The more important and distinct voice here belongs to Jomo (Morr Ndiaye), a Nigerian rebel infuriated over the colonial actions of the oil companies whose intrusion into his country has endangered his family and the general populace. In one fascinating scene, an American crew from a popular video-journalism website arrives to question Jomo and his fellow rebels, who play-act a bit of intimidation by firing their weapons into the air and chanting intensely (the crew, of course, is spooked and exits posthaste). Later, Jomo leads a team to kidnap some French nationals and hold them for ransom until the oil companies cease their activities.
There’s an entire movie to be made about this character, and Ndiaye’s performance, which shifts seamlessly from forceful to charismatic, could have carried it. It’s fine work from the actor, but then the character exits the film in a way that won’t be revealed here, although the fact that he crosses paths with Aleksei (Franz Rogowski), a man who has traveled from Poland to join the French military following a hard life and a spate of loneliness, might offer an obvious clue.
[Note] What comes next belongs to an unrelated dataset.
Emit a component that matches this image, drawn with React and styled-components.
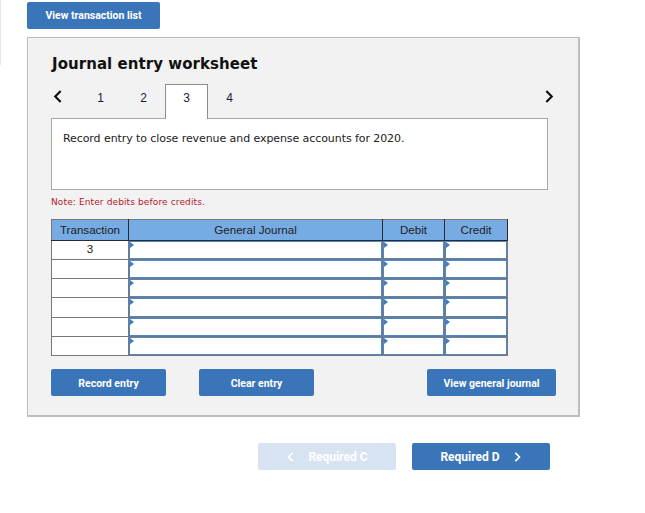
import React from "react";
import styled, { createGlobalStyle } from "styled-components";

const Global = createGlobalStyle`
  html, body { margin: 0; padding: 0; background: #fff; }
  body { font-family: "Liberation Sans", Arial, sans-serif; }
`;
const Page = styled.div`
  position: relative;
  width: 645px;
  height: 513px;
  padding: 2px 0 0 27px;
  box-sizing: border-box;
  overflow: hidden;
`;
const EdgeLine = styled.div`
  position: absolute;
  left: 0;
  top: 0;
  width: 1px;
  height: 65px;
  background: #e6e6e6;
`;
const Button = styled.button`
  display: flex;
  align-items: center;
  justify-content: center;
  gap: ${(p) => p.$gap || 0}px;
  width: ${(p) => p.$w}px;
  height: 27px;
  padding: ${(p) => p.$pt || 0}px 0 0;
  border: 0;
  border-radius: 2px;
  background: ${(p) => (p.$disabled ? "#d7e3f1" : "#3a75b9")};
  color: #fff;
  font-family: Roboto, sans-serif;
  font-weight: 700;
  font-size: ${(p) => p.$fs || 10.5}px;
`;
const Panel = styled.section`
  margin-top: 8px;
  width: 553px;
  height: 380px;
  box-sizing: border-box;
  border: 1px solid #bdbdbd;
  border-width: 1px 2px 2px 1px;
  background: #f2f2f2;
  padding: 16px 31px 0 23px;
`;
const Title = styled.h2`
  margin: 0 0 0 1px;
  font-family: "DejaVu Sans", Verdana, sans-serif;
  font-size: 15px;
  font-weight: 700;
  letter-spacing: 0.05px;
  line-height: 20px;
  color: #111;
`;
const TabRow = styled.div`
  display: flex;
  align-items: flex-end;
  height: 34px;
  margin: 10px -8px 0 0;
  position: relative;
  z-index: 1;
`;
const Arrow = styled.span`
  display: flex;
  flex: none;
  align-items: center;
  width: ${(p) => p.$w}px;
  height: 34px;
  margin-left: ${(p) => (p.$end ? "auto" : "0")};
  padding: 0 0 9px ${(p) => (p.$end ? 0 : 1)}px;
  box-sizing: border-box;
`;
const Tab = styled.div`
  flex: none;
  width: 43px;
  box-sizing: border-box;
  display: flex;
  align-items: center;
  justify-content: center;
  font-size: 12px;
  color: #1a1a40;
  padding-bottom: 8px;
  border: 1px solid ${(p) => (p.$active ? "#8c8c8c" : "transparent")};
  border-bottom: 0;
  background: ${(p) => (p.$active ? "#fff" : "transparent")};
  margin-bottom: ${(p) => (p.$active ? "-1px" : "0")};
  height: ${(p) => (p.$active ? "35px" : "34px")};
`;
const Prompt = styled.div`
  width: 497px;
  height: 72px;
  box-sizing: border-box;
  border: 1px solid #a9a9a9;
  background: #fff;
  padding: 13px 11px;
  font-family: "DejaVu Sans", Verdana, sans-serif;
  font-size: 11px;
  letter-spacing: -0.08px;
  line-height: 14px;
  color: #222;
`;
const Note = styled.p`
  margin: 6px 0 0;
  font-family: "DejaVu Sans", Verdana, sans-serif;
  font-size: 9px;
  letter-spacing: 0.12px;
  line-height: 12px;
  color: #b3202c;
`;
const Sheet = styled.table`
  margin-top: 11px;
  border-collapse: collapse;
  table-layout: fixed;
  width: 457px;
  border: 1px solid #777;
`;
const Head = styled.th`
  box-sizing: border-box;
  height: 21px;
  padding: 0 0 1px;
  background: #77abe4;
  border: 1px solid #2b2b2b;
  border-top: 1px solid #777;
  border-left-color: ${(p) => (p.$first ? "#777" : "#2b2b2b")};
  font-size: 11.6px;
  font-weight: 400;
  color: #222;
  width: ${(p) => p.$w}px;
`;
const Row = styled.tr`
  height: ${(p) => p.$h}px;
`;
const Cell = styled.td`
  padding: 0 0 2px;
  border: 1px solid #777;
  background: #fff;
  text-align: center;
  font-size: 11.6px;
  line-height: 14px;
  color: #222;
`;
const EntryCell = styled.td`
  position: relative;
  padding: 0;
  border: 1px solid #777;
  background: #fff;
  box-shadow: inset 0 0 0 1px #4f86c6;
  &::before {
    content: "";
    position: absolute;
    left: 1px;
    top: 1px;
    border-left: 4px solid #3f7dc1;
    border-top: 3px solid transparent;
    border-bottom: 3px solid transparent;
  }
`;
const Actions = styled.div`
  display: flex;
  gap: 33px;
  margin-top: 13px;
  width: 505px;
`;
const PushRight = styled.div`
  margin-left: auto;
`;
const Pager = styled.nav`
  display: flex;
  gap: 16px;
  margin: 26px 0 0 231px;
`;
const Chevron = ({ dir = "left", size = 12, color = "#111", sw = 2 }) => (
  <svg width={size} height={size} viewBox="0 0 12 12" fill="none" stroke={color} strokeWidth={sw}>
    <path d={dir === "left" ? "M8 1 L3 6 L8 11" : "M4 1 L9 6 L4 11"} />
  </svg>
);

const heights = [19, 19, 19, 20, 19, 19];

export default function App() {
  return (
    <Page>
      <Global />
      <EdgeLine />
      <Button $w={133}>View transaction list</Button>
      <Panel>
        <Title>Journal entry worksheet</Title>
        <TabRow>
          <Arrow $w={28}><Chevron dir="left" size={13} /></Arrow>
          <Tab>1</Tab>
          <Tab>2</Tab>
          <Tab $active>3</Tab>
          <Tab>4</Tab>
          <Arrow $w={13} $end><Chevron dir="right" size={13} /></Arrow>
        </TabRow>
        <Prompt>Record entry to close revenue and expense accounts for 2020.</Prompt>
        <Note>Note: Enter debits before credits.</Note>
        <Sheet>
          <thead>
            <tr>
              <Head $first $w={77}>Transaction</Head>
              <Head $w={254}>General Journal</Head>
              <Head $w={62}>Debit</Head>
              <Head $w={63}>Credit</Head>
            </tr>
          </thead>
          <tbody>
            {heights.map((h, i) => (
              <Row key={i} $h={h}>
                <Cell>{i === 0 ? "3" : ""}</Cell>
                <EntryCell />
                <EntryCell />
                <EntryCell />
              </Row>
            ))}
          </tbody>
        </Sheet>
        <Actions>
          <Button $w={115} $pt={1}>Record entry</Button>
          <Button $w={115} $pt={1}>Clear entry</Button>
          <PushRight><Button $w={129} $pt={1}>View general journal</Button></PushRight>
        </Actions>
      </Panel>
      <Pager>
        <Button $w={138} $disabled $fs={12} $gap={12}>
          <Chevron dir="left" size={10} color="#fff" />
          Required C
        </Button>
        <Button $w={138} $fs={12} $gap={12}>
          Required D
          <Chevron dir="right" size={10} color="#fff" />
        </Button>
      </Pager>
    </Page>
  );
}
For some reason, Abbruzzese decides that his story, which begins alongside Alex’s friend and confidant Mikhail (Michal Balicki), is the one on which to hang the action.
This is a most curious decision, as the film does not really decide on a solid basis of perspective for Rogowski’s character. Rogowski, who is quickly becoming one of the more striking actors out of Europe, develops an oddly detached rhythm as we get deeper and deeper into Alex’ story. He’s quite good early on, when a random and brutal death jars him out of a stasis and fuels a desire to join the Legionnaires and fight abroad alongside his brothers in uniform. That leads to a mission in which he faces a conundrum: Follow orders, which might result in the death of innocents, or diverge from them and face the consequences.
Naturally, the movie must follow through on the promise of the odd title, which stems from a conversation between Jomo and one of his men: What kind of man does Jomo imagine himself to be if placed in the shoes of the opposite side – which, not coincidentally, also would involve switching races? The answer is as frustratingly elusive as the scene in which it comes to fruition is striking. Alex dances in a nightclub, after a troubling vision stemming from his guilt-stricken, posttraumatic state places an unwitting victim of that violence in his mind, and Disco Boy loses its way in a rambling series of visual ideas with little attention actually paid to the human cost.